• Data excerpt:
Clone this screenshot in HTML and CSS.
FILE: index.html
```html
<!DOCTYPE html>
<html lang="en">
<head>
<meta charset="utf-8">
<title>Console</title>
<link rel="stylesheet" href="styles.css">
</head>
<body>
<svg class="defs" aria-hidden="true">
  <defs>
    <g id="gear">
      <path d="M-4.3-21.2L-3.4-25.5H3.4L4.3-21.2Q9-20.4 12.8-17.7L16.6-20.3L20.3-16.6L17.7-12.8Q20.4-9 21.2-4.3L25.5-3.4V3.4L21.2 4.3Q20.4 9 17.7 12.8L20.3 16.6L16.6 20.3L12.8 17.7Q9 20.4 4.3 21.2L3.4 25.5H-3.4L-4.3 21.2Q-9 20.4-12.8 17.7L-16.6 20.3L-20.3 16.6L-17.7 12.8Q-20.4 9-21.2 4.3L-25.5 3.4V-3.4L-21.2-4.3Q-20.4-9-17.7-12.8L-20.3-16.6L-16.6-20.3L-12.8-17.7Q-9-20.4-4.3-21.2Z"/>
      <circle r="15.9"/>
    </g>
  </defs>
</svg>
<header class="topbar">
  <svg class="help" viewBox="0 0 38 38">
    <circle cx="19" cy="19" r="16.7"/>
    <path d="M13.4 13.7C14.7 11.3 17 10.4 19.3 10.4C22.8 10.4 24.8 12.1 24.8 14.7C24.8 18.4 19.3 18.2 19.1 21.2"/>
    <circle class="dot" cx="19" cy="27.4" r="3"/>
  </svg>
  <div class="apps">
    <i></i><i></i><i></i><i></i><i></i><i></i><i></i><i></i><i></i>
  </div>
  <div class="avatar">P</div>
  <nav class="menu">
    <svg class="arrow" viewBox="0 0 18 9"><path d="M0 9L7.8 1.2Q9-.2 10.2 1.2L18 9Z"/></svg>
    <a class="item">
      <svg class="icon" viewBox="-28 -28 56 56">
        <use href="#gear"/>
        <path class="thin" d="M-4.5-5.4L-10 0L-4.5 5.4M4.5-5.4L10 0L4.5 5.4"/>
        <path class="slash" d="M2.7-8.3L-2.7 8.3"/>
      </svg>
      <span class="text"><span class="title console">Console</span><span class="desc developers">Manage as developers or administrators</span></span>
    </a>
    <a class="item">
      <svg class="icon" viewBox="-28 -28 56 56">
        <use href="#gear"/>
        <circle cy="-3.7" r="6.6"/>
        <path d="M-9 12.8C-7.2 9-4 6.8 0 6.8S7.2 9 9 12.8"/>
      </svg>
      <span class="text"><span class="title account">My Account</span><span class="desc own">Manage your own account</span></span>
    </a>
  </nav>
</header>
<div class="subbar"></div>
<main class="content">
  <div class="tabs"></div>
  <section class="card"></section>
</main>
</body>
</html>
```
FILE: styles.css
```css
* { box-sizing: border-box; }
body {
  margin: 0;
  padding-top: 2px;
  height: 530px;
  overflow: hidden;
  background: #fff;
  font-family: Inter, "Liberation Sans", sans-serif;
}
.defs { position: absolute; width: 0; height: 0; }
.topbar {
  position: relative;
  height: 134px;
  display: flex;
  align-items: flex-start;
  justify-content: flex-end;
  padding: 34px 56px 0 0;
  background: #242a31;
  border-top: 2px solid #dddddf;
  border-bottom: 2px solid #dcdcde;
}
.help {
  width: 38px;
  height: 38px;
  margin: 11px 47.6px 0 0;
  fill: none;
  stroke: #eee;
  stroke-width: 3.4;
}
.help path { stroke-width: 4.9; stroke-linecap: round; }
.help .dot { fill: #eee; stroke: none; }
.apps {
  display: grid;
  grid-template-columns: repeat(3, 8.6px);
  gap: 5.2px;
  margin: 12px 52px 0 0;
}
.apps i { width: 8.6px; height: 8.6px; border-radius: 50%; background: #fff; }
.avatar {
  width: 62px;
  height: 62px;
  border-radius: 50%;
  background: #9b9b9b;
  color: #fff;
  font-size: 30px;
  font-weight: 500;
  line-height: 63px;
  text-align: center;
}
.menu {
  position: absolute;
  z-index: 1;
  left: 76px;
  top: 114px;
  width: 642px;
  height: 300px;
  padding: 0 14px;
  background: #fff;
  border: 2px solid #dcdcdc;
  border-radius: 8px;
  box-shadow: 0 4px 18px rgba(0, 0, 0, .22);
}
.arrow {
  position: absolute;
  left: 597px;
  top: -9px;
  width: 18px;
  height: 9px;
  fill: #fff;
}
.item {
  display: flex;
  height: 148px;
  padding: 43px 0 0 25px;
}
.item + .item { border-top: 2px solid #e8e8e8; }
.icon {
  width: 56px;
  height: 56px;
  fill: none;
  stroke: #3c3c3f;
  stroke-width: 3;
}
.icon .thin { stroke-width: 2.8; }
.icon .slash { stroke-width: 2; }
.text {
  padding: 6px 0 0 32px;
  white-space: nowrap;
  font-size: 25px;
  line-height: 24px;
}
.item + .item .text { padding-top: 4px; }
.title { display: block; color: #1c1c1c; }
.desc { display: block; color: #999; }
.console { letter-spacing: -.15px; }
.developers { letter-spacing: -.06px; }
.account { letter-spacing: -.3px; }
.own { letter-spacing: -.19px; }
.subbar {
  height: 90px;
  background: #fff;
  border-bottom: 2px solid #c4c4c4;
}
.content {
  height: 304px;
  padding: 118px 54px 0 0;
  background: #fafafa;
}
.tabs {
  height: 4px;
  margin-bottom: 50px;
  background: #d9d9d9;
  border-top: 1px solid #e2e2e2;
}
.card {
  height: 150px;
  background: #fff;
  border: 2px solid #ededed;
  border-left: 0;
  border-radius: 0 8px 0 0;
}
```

• Task requirements: Please output the complete data exactly.

• Response to the task:
Clone this screenshot in HTML and CSS.
FILE: index.html
```html
<!DOCTYPE html>
<html lang="en">
<head>
<meta charset="utf-8">
<title>Console</title>
<link rel="stylesheet" href="styles.css">
</head>
<body>
<svg class="defs" aria-hidden="true">
  <defs>
    <g id="gear">
      <path d="M-4.3-21.2L-3.4-25.5H3.4L4.3-21.2Q9-20.4 12.8-17.7L16.6-20.3L20.3-16.6L17.7-12.8Q20.4-9 21.2-4.3L25.5-3.4V3.4L21.2 4.3Q20.4 9 17.7 12.8L20.3 16.6L16.6 20.3L12.8 17.7Q9 20.4 4.3 21.2L3.4 25.5H-3.4L-4.3 21.2Q-9 20.4-12.8 17.7L-16.6 20.3L-20.3 16.6L-17.7 12.8Q-20.4 9-21.2 4.3L-25.5 3.4V-3.4L-21.2-4.3Q-20.4-9-17.7-12.8L-20.3-16.6L-16.6-20.3L-12.8-17.7Q-9-20.4-4.3-21.2Z"/>
      <circle r="15.9"/>
    </g>
  </defs>
</svg>
<header class="topbar">
  <svg class="help" viewBox="0 0 38 38">
    <circle cx="19" cy="19" r="16.7"/>
    <path d="M13.4 13.7C14.7 11.3 17 10.4 19.3 10.4C22.8 10.4 24.8 12.1 24.8 14.7C24.8 18.4 19.3 18.2 19.1 21.2"/>
    <circle class="dot" cx="19" cy="27.4" r="3"/>
  </svg>
  <div class="apps">
    <i></i><i></i><i></i><i></i><i></i><i></i><i></i><i></i><i></i>
  </div>
  <div class="avatar">P</div>
  <nav class="menu">
    <svg class="arrow" viewBox="0 0 18 9"><path d="M0 9L7.8 1.2Q9-.2 10.2 1.2L18 9Z"/></svg>
    <a class="item">
      <svg class="icon" viewBox="-28 -28 56 56">
        <use href="#gear"/>
        <path class="thin" d="M-4.5-5.4L-10 0L-4.5 5.4M4.5-5.4L10 0L4.5 5.4"/>
        <path class="slash" d="M2.7-8.3L-2.7 8.3"/>
      </svg>
      <span class="text"><span class="title console">Console</span><span class="desc developers">Manage as developers or administrators</span></span>
    </a>
    <a class="item">
      <svg class="icon" viewBox="-28 -28 56 56">
        <use href="#gear"/>
        <circle cy="-3.7" r="6.6"/>
        <path d="M-9 12.8C-7.2 9-4 6.8 0 6.8S7.2 9 9 12.8"/>
      </svg>
      <span class="text"><span class="title account">My Account</span><span class="desc own">Manage your own account</span></span>
    </a>
  </nav>
</header>
<div class="subbar"></div>
<main class="content">
  <div class="tabs"></div>
  <section class="card"></section>
</main>
</body>
</html>
```
FILE: styles.css
```css
* { box-sizing: border-box; }
body {
  margin: 0;
  padding-top: 2px;
  height: 530px;
  overflow: hidden;
  background: #fff;
  font-family: Inter, "Liberation Sans", sans-serif;
}
.defs { position: absolute; width: 0; height: 0; }
.topbar {
  position: relative;
  height: 134px;
  display: flex;
  align-items: flex-start;
  justify-content: flex-end;
  padding: 34px 56px 0 0;
  background: #242a31;
  border-top: 2px solid #dddddf;
  border-bottom: 2px solid #dcdcde;
}
.help {
  width: 38px;
  height: 38px;
  margin: 11px 47.6px 0 0;
  fill: none;
  stroke: #eee;
  stroke-width: 3.4;
}
.help path { stroke-width: 4.9; stroke-linecap: round; }
.help .dot { fill: #eee; stroke: none; }
.apps {
  display: grid;
  grid-template-columns: repeat(3, 8.6px);
  gap: 5.2px;
  margin: 12px 52px 0 0;
}
.apps i { width: 8.6px; height: 8.6px; border-radius: 50%; background: #fff; }
.avatar {
  width: 62px;
  height: 62px;
  border-radius: 50%;
  background: #9b9b9b;
  color: #fff;
  font-size: 30px;
  font-weight: 500;
  line-height: 63px;
  text-align: center;
}
.menu {
  position: absolute;
  z-index: 1;
  left: 76px;
  top: 114px;
  width: 642px;
  height: 300px;
  padding: 0 14px;
  background: #fff;
  border: 2px solid #dcdcdc;
  border-radius: 8px;
  box-shadow: 0 4px 18px rgba(0, 0, 0, .22);
}
.arrow {
  position: absolute;
  left: 597px;
  top: -9px;
  width: 18px;
  height: 9px;
  fill: #fff;
}
.item {
  display: flex;
  height: 148px;
  padding: 43px 0 0 25px;
}
.item + .item { border-top: 2px solid #e8e8e8; }
.icon {
  width: 56px;
  height: 56px;
  fill: none;
  stroke: #3c3c3f;
  stroke-width: 3;
}
.icon .thin { stroke-width: 2.8; }
.icon .slash { stroke-width: 2; }
.text {
  padding: 6px 0 0 32px;
  white-space: nowrap;
  font-size: 25px;
  line-height: 24px;
}
.item + .item .text { padding-top: 4px; }
.title { display: block; color: #1c1c1c; }
.desc { display: block; color: #999; }
.console { letter-spacing: -.15px; }
.developers { letter-spacing: -.06px; }
.account { letter-spacing: -.3px; }
.own { letter-spacing: -.19px; }
.subbar {
  height: 90px;
  background: #fff;
  border-bottom: 2px solid #c4c4c4;
}
.content {
  height: 304px;
  padding: 118px 54px 0 0;
  background: #fafafa;
}
.tabs {
  height: 4px;
  margin-bottom: 50px;
  background: #d9d9d9;
  border-top: 1px solid #e2e2e2;
}
.card {
  height: 150px;
  background: #fff;
  border: 2px solid #ededed;
  border-left: 0;
  border-radius: 0 8px 0 0;
}
```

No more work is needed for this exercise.